Base Fluvial Antônio Lemos, em Breves, no Marajó – Pará.
Reprodução / Agência Pará
Cidades com presença de facções
O estudo “Cartografias da violência na Amazônia”, do Fórum Brasileiro de Segurança Pública (FBSP), divulgado em 2023, já havia apontado que ao menos 22 facções criminosas nacionais e estrangeiras atuam na Amazônia Legal, incluindo o Pará.
O levantamento mostrou a presença de facções em 178 das 772 cidades da Amazônia Legal (24,6%). E em 80 delas, há disputa entre facções.
Os municípios que costumam aparecer no ranking estadual com mais apreensões são também onde há mais presença de facções brasileiras – e algumas também até ligadas a facções de países vizinhos, como o Peru, Colômbia e Venezuela.
Entre as dez cidades com mais apreensões em 2024 no Pará, nove têm presença de facções criminosas e a exceção é Redenção.
E, entre as nove com presença de facções, três são áreas de disputas entre diferentes facções: Santarém, Itaituba e Altamira ; as outras seis são controladas pelo Comando Vermelho.

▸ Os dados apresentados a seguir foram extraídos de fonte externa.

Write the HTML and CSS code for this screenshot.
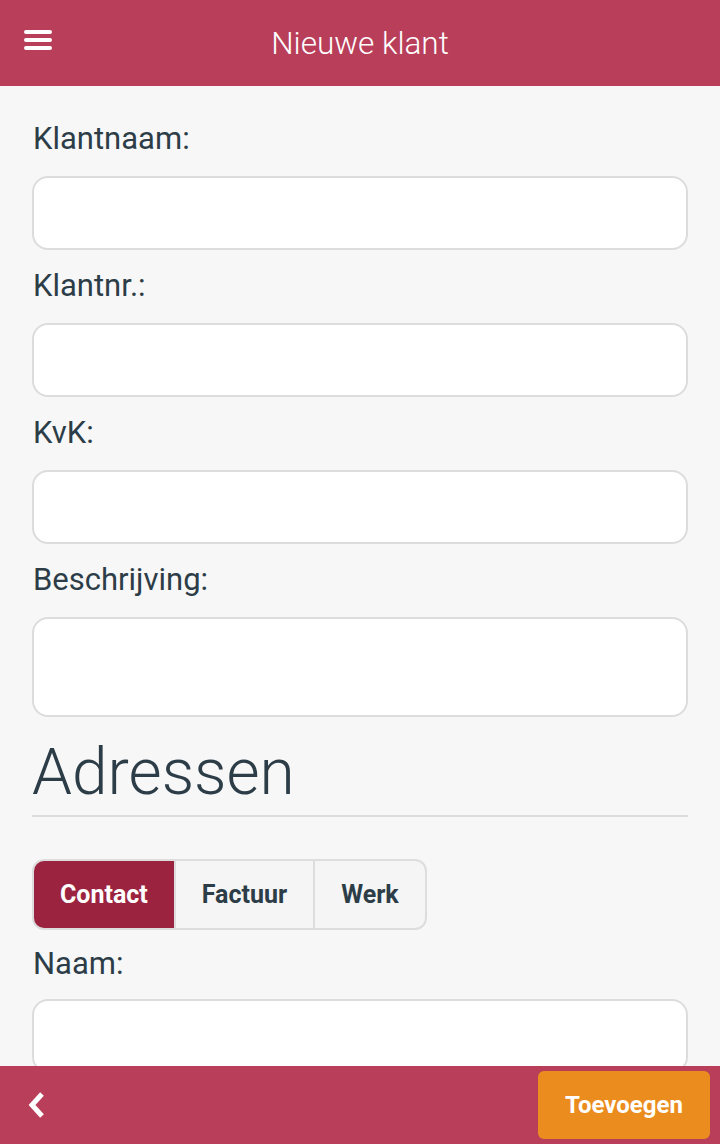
FILE: index.html
```html
<!DOCTYPE html>
<html>
<head>
	<title>Nieuwe klant</title>
	<meta charset=utf-8>
	<meta name=viewport content="width=720, initial-scale=1">
	<link rel="stylesheet" href="styles.css">
</head>
<body>
	<!-- bovenbalk -->
	<header class="topbar">
		<span class="menu">
			<svg width="28" height="20" viewBox="0 0 28 20"><g stroke="#fff" stroke-width="4" stroke-linecap="round"><line x1="2" y1="2" x2="26" y2="2"/><line x1="2" y1="10" x2="26" y2="10"/><line x1="2" y1="18" x2="26" y2="18"/></g></svg>
		</span>
		<h1 class="title">Nieuwe klant</h1>
	</header>

	<main class="content">
		<label class="lbl">Klantnaam:</label>
		<input class="field" type="text">

		<label class="lbl">Klantnr.:</label>
		<input class="field" type="text">

		<label class="lbl">KvK:</label>
		<input class="field" type="text">

		<label class="lbl">Beschrijving:</label>
		<textarea class="field area"></textarea>

		<h2 class="section">Adressen</h2>

		<div class="tabs">
			<button class="tab active">Contact</button>
			<button class="tab">Factuur</button>
			<button class="tab">Werk</button>
		</div>

		<label class="lbl tight">Naam:</label>
		<input class="field" type="text">
	</main>

	<!-- onderbalk -->
	<footer class="bottombar">
		<span class="back">
			<svg width="22" height="28" viewBox="0 0 22 28"><polyline points="16,3 6,14 16,25" fill="none" stroke="#fff" stroke-width="5" stroke-linejoin="miter"/></svg>
		</span>
		<button class="add">Toevoegen</button>
	</footer>
</body>
</html>
```

FILE: styles.css
```css
html, body {
	height: 100%;
}
body {
	margin: 0;
	font-family: Roboto, "Liberation Sans", sans-serif;
	background: #f7f7f7;
	color: #2c3d48;
	display: flex;
	flex-direction: column;
	overflow: hidden;
}
.topbar {
	flex: none;
	height: 86px;
	background: #b93e5a;
	display: flex;
	align-items: center;
	justify-content: center;
	position: relative;
}
.menu {
	position: absolute;
	left: 24px;
	top: 30px;
	line-height: 0;
}
.title {
	margin: 0;
	font-weight: 300;
	font-size: 31.5px;
	color: #fff;
}
.content {
	flex: 1;
	overflow: hidden;
	padding: 17px 32px 0;
	display: flex;
	flex-direction: column;
}
.lbl {
	flex: none;
	display: block;
	font-size: 31px;
	line-height: 40px;
	padding: 16px 0 17px 1px;
}
.lbl.tight {
	padding: 14px 0 15px 1px;
}
.field {
	flex: none;
	box-sizing: border-box;
	height: 74px;
	width: 100%;
	border: 2px solid #dcdcdc;
	border-radius: 16px;
	background: #fff;
	margin: 0;
	font: inherit;
}
.area {
	height: 100px;
	resize: none;
}
.section {
	flex: none;
	margin: 18px 0 0;
	font-weight: 300;
	font-size: 64px;
	line-height: 76px;
	padding-bottom: 4px;
	border-bottom: 2px solid #dddddd;
}
.tabs {
	flex: none;
	display: flex;
	align-self: flex-start;
	margin-top: 42px;
	border: 2px solid #dddddd;
	border-radius: 12px;
	overflow: hidden;
	background: #dddddd;
	gap: 2px;
}
.tab {
	border: none;
	margin: 0;
	height: 67px;
	padding: 0 26px;
	font-family: inherit;
	font-weight: 700;
	font-size: 25px;
	color: #2c3d48;
	background: #f5f5f5;
}
.tab.active {
	background: #9b2340;
	color: #fff;
}
.bottombar {
	flex: none;
	height: 78px;
	background: #b93e5a;
	display: flex;
	align-items: center;
	justify-content: space-between;
	padding: 0 10px 0 26px;
}
.back {
	line-height: 0;
}
.add {
	border: none;
	height: 68px;
	width: 172px;
	border-radius: 6px;
	background: #eb8c1e;
	color: #fff;
	font-family: inherit;
	font-weight: 700;
	font-size: 24px;
}
```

Cidades do Pará com mais drogas apreendida em 2024
Arte / g1
“Costumo dizer que segurança pública se faz com polícia, mas não só com ela. A estrutura dessas cidades do interior, muitas vezes, não são de policiamento, de saúde, de educação, por isso o tráfico vem buscando essas fragilidades. Mas nós estamos combatendo isso de forma integrada, com ações concluídas em grandes apreensões. Mas também, por exemplo, com as Usinas da Paz, uma ferramenta em que o governo oferece, além de oportunidades para a comunidade, uma maior aproximação da polícia com a sociedade”, afirma o secretário Ualame.